The #NotAllMenButAllWomen campaign aims to exemplify the commonality of females being placed in unwelcome situations. Supporters of the movement are focused on bringing awareness to the situation and change to the world, not chastising every man for the inappropriate work of a few. They acknowledge that not all men are to blame and that many have had similar experiences of sexual violence. While numerous men are also victims of sexual assault, men are still the primary suspect. According to the Bureau of Justice Statistics, an estimated 91 percent of rape and sexual assault victims are female and 99 percent of the offenders are male. While only 9 percent of the victims are men, they still face similar pressure primarily from those of the same sex. According to a 2010 National Intimate Partner and Sexual Violence Survey, 93 percent of male victims reported that their abuser was a man.

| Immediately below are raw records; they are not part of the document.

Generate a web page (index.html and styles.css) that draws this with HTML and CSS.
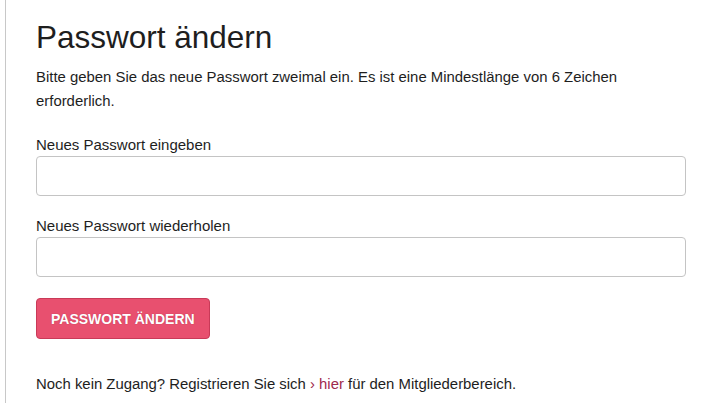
FILE: index.html
```html
<!DOCTYPE html>
<html lang="de">
<head>
  <meta charset="UTF-8">
  <title>Passwort ändern</title>
  <link rel="stylesheet" href="styles.css">
</head>
<body>
  <div class="page">
    <h1>Passwort ändern</h1>
    <p class="intro">Bitte geben Sie das neue Passwort zweimal ein. Es ist eine Mindestlänge von 6 Zeichen erforderlich.</p>

    <form class="pw-form">
      <label for="pw1">Neues Passwort eingeben</label>
      <input type="password" id="pw1" name="pw1">

      <label for="pw2">Neues Passwort wiederholen</label>
      <input type="password" id="pw2" name="pw2">

      <button type="submit">Passwort ändern</button>
    </form>

    <p class="register">Noch kein Zugang? Registrieren Sie sich <a href="#">› hier</a> für den Mitgliederbereich.</p>
  </div>
</body>
</html>
```

FILE: styles.css
```css
body {
  margin: 0;
  background: #fff;
  font-family: Arial, "Liberation Sans", sans-serif;
  color: #1e1e1e;
}
.page {
  margin-left: 5px;
  border-left: 1px solid #c8c8c8;
  padding: 18px 0 0 30px;
  min-height: 403px;
  box-sizing: border-box;
  width: 681px;
}
h1 {
  font-size: 31.5px;
  font-weight: normal;
  margin: 0 0 9px;
  line-height: 38px;
}
.intro {
  font-size: 14.9px;
  line-height: 24px;
  margin: 0 0 22px;
}
.pw-form {
  display: flex;
  flex-direction: column;
  align-items: flex-start;
}
label {
  font-size: 15px;
  line-height: 20px;
  margin-bottom: 1px;
}
input[type="password"] {
  width: 100%;
  height: 40px;
  box-sizing: border-box;
  border: 1px solid #c4c4c4;
  border-radius: 4px;
  margin: 0 0 20px;
  padding: 6px 10px;
  font-size: 15px;
}
button {
  background: #e8506f;
  color: #fff;
  border: 1px solid #c93a58;
  border-radius: 4px;
  font-family: Arial, "Liberation Sans", sans-serif;
  font-size: 14px;
  font-weight: bold;
  text-transform: uppercase;
  text-shadow: 0 0 1px rgba(120, 20, 40, 0.5);
  height: 41px;
  padding: 0 14px;
  margin-top: 1px;
  cursor: pointer;
}
.register {
  font-size: 14.9px;
  line-height: 20px;
  margin: 35px 0 0;
}
.register a {
  color: #a0294d;
  text-decoration: none;
}
```
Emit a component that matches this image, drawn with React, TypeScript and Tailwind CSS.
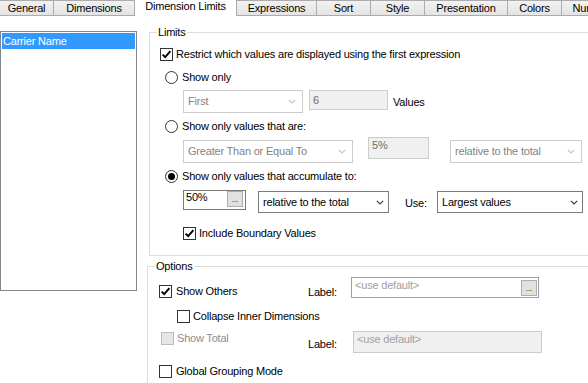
import React from "react";

const Chevron = ({ disabled }: { disabled?: boolean }) => (
  <svg width="8" height="5" viewBox="0 0 8 5" className="shrink-0">
    <path
      d="M0.8 0.8 L4 4 L7.2 0.8"
      fill="none"
      stroke={disabled ? "#c4c4c4" : "#3c3c3c"}
      strokeWidth="1.2"
    />
  </svg>
);

const Check = ({ checked, disabled }: { checked?: boolean; disabled?: boolean }) => (
  <span
    className={
      "flex h-[13px] w-[13px] shrink-0 items-center justify-center border " +
      (disabled ? "border-[#bcbcbc] bg-[#e6e6e6]" : "border-[#333333] bg-white")
    }
  >
    {checked && (
      <svg width="11" height="11" viewBox="0 0 11 11">
        <path d="M1.6 5.6 L4.2 8.2 L9.4 2.2" fill="none" stroke="#000" strokeWidth="1.9" />
      </svg>
    )}
  </span>
);

const Radio = ({ checked }: { checked?: boolean }) => (
  <span className="flex h-[13px] w-[13px] shrink-0 items-center justify-center rounded-full border border-[#333333] bg-white">
    {checked && <span className="h-[7px] w-[7px] rounded-full bg-black" />}
  </span>
);

const Select = ({
  text,
  disabled,
  className,
}: {
  text: string;
  disabled?: boolean;
  className: string;
}) => (
  <div
    className={
      "flex shrink-0 items-center justify-between border bg-white pl-[4px] " +
      (disabled ? "border-[#cccccc] pr-[6px] text-[#838383] " : "border-[#7a7a7a] pr-[4px] text-black ") +
      className
    }
  >
    <span className="whitespace-nowrap">{text}</span>
    <Chevron disabled={disabled} />
  </div>
);

const Dots = () => (
  <span className="flex h-[16px] w-[16px] shrink-0 items-end justify-center border border-[#adadad] bg-[#e1e1e1] pb-[2px] text-[8px] leading-[8px] tracking-normal text-black">
    ...
  </span>
);

const tabs: { label: string; cls: string; active?: boolean }[] = [
  { label: "General", cls: "w-[54px]" },
  { label: "Dimensions", cls: "w-[81px]" },
  { label: "Dimension Limits", cls: "w-[102px]", active: true },
  { label: "Expressions", cls: "w-[80px]" },
  { label: "Sort", cls: "w-[54px]" },
  { label: "Style", cls: "w-[54px]" },
  { label: "Presentation", cls: "w-[83px]" },
  { label: "Colors", cls: "w-[54px]" },
  { label: "Number", cls: "w-[60px]" },
];

export default function App() {
  return (
    <div className="h-[383px] w-[588px] overflow-hidden bg-white font-['Liberation_Sans',Arial,sans-serif] text-[11px] leading-[13px] tracking-[-0.2px] text-black">
      {/* Tab strip */}
      <div className="flex h-[16px] items-end border-b border-[#acacac]">
        {tabs.map((t) =>
          t.active ? (
            <div
              key={t.label}
              className={
                "-mb-px flex h-[18px] shrink-0 items-center justify-center border-r border-[#acacac] bg-white pb-[2px] " +
                t.cls
              }
            >
              <span className="whitespace-nowrap">{t.label}</span>
            </div>
          ) : (
            <div
              key={t.label}
              className={
                "flex h-[15px] shrink-0 items-center justify-center overflow-hidden border-r border-t border-[#acacac] bg-linear-to-b from-[#f2f2f2] to-[#e4e4e4] " +
                t.cls
              }
            >
              <span className="whitespace-nowrap">{t.label}</span>
            </div>
          )
        )}
      </div>

      {/* Content */}
      <div className="flex">
        {/* List box */}
        <div className="mt-[15px] h-[260px] w-[137px] shrink-0 border border-[#828790] p-px">
          <div className="h-[16px] bg-[#3399ff] pl-[1px] leading-[16px] text-white">Carrier Name</div>
        </div>

        {/* Right column */}
        <div className="ml-[10px] mt-[10px] flex shrink-0 flex-col">
          <fieldset className="ml-[2px] w-[470px] border border-[#dcdcdc]">
            <legend className="ml-[7px] px-[1px] leading-[13px]">Limits</legend>
            <div className="flex flex-col pb-[15px] pl-[10px]">
              <div className="mt-[9px] flex h-[13px] items-center">
                <Check checked />
                <span className="ml-[3px] whitespace-nowrap">
                  Restrict which values are displayed using the first expression
                </span>
              </div>

              <div className="ml-[5px] mt-[10px] flex h-[13px] items-center">
                <Radio />
                <span className="ml-[4px] whitespace-nowrap">Show only</span>
              </div>

              <div className="ml-[23px] mt-[6px] flex h-[23px] items-start">
                <Select text="First" disabled className="h-[23px] w-[120px]" />
                <div className="ml-[6px] h-[20px] w-[79px] shrink-0 border border-[#cccccc] bg-[#f0f0f0] pl-[3px] pt-[3px] text-[#6d6d6d]">
                  6
                </div>
                <span className="ml-[5px] mt-[6px]">Values</span>
              </div>

              <div className="ml-[5px] mt-[7px] flex h-[13px] items-center">
                <Radio />
                <span className="ml-[4px] whitespace-nowrap">Show only values that are:</span>
              </div>

              <div className="ml-[23px] mt-[4px] flex items-start">
                <Select text="Greater Than or Equal To" disabled className="mt-[3px] h-[23px] w-[170px]" />
                <div className="ml-[15px] h-[22px] w-[61px] shrink-0 border border-[#cccccc] bg-[#f0f0f0] pl-[3px] pt-[1px] text-[#6d6d6d]">
                  5%
                </div>
                <Select text="relative to the total" disabled className="ml-[21px] mt-[3px] h-[23px] w-[132px]" />
              </div>

              <div className="ml-[5px] mt-[7px] flex h-[13px] items-center">
                <Radio checked />
                <span className="ml-[4px] whitespace-nowrap">Show only values that accumulate to:</span>
              </div>

              <div className="ml-[23px] mt-[7px] flex items-start">
                <div className="flex h-[20px] w-[63px] shrink-0 items-start justify-between border border-[#7a7a7a] bg-white pl-[2px] pr-[2px]">
                  <span>50%</span>
                  <Dots />
                </div>
                <Select text="relative to the total" className="ml-[12px] mt-[1px] h-[22px] w-[131px]" />
                <span className="ml-[16px] mt-[7px] w-[32px] shrink-0">Use:</span>
                <Select text="Largest values" className="mt-[1px] h-[22px] w-[146px]" />
              </div>

              <div className="ml-[23px] mt-[14px] flex h-[13px] items-center">
                <Check checked />
                <span className="ml-[3px] whitespace-nowrap">Include Boundary Values</span>
              </div>
            </div>
          </fieldset>

          <fieldset className="mt-[4px] w-[470px] border border-[#dcdcdc]">
            <legend className="ml-[7px] px-[1px] leading-[13px]">Options</legend>
            <div className="flex flex-col pb-[20px] pl-[11px]">
              <div className="mt-[4px] flex items-start">
                <div className="mt-[8px] flex h-[13px] w-[149px] shrink-0 items-center">
                  <Check checked />
                  <span className="ml-[4px] whitespace-nowrap">Show Others</span>
                </div>
                <span className="mt-[9px] w-[43px] shrink-0">Label:</span>
                <div className="flex h-[21px] w-[188px] shrink-0 items-start justify-between border border-[#a0a0a0] bg-white pl-[3px] pr-px pt-px">
                  <span className="text-[#a0a0a0]">&lt;use default&gt;</span>
                  <span className="mt-px">
                    <Dots />
                  </span>
                </div>
              </div>

              <div className="ml-[18px] mt-[11px] flex h-[13px] items-center">
                <Check />
                <span className="ml-[3px] whitespace-nowrap">Collapse Inner Dimensions</span>
              </div>

              <div className="mt-[8px] flex items-start">
                <div className="ml-[2px] mt-[1px] flex h-[13px] w-[147px] shrink-0 items-center">
                  <Check disabled />
                  <span className="ml-[3px] whitespace-nowrap text-[#8d8d8d]">Show Total</span>
                </div>
                <span className="mt-[7px] w-[45px] shrink-0">Label:</span>
                <div className="h-[22px] w-[189px] shrink-0 border border-[#cccccc] bg-[#f0f0f0] pl-[3px] pt-px text-[#a0a0a0]">
                  &lt;use default&gt;
                </div>
              </div>

              <div className="mt-[12px] flex h-[13px] items-center">
                <Check />
                <span className="ml-[4px] whitespace-nowrap">Global Grouping Mode</span>
              </div>
            </div>
          </fieldset>
        </div>
      </div>
    </div>
  );
}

This movement has helped bring awareness to this horrifying and constant issue while also encouraging victims of sexual assault to reveal their trauma, bringing the abused closer to one another and stronger as a whole. While this campaign is a strong stepping stone towards feminine respect and equality, the fight is far from over. Women continue to be harassed solely on the basis of gender and abusive individuals are constantly let off the hook for their mistreatment of others. In order to change the state of affairs and allow justice to prevail, supporters must continue to bring awareness, everyone must be further educated on the rules of consent and appropriate behavior, and national governments must play a greater role in the situation and put their efforts towards creating a safer and more equal society.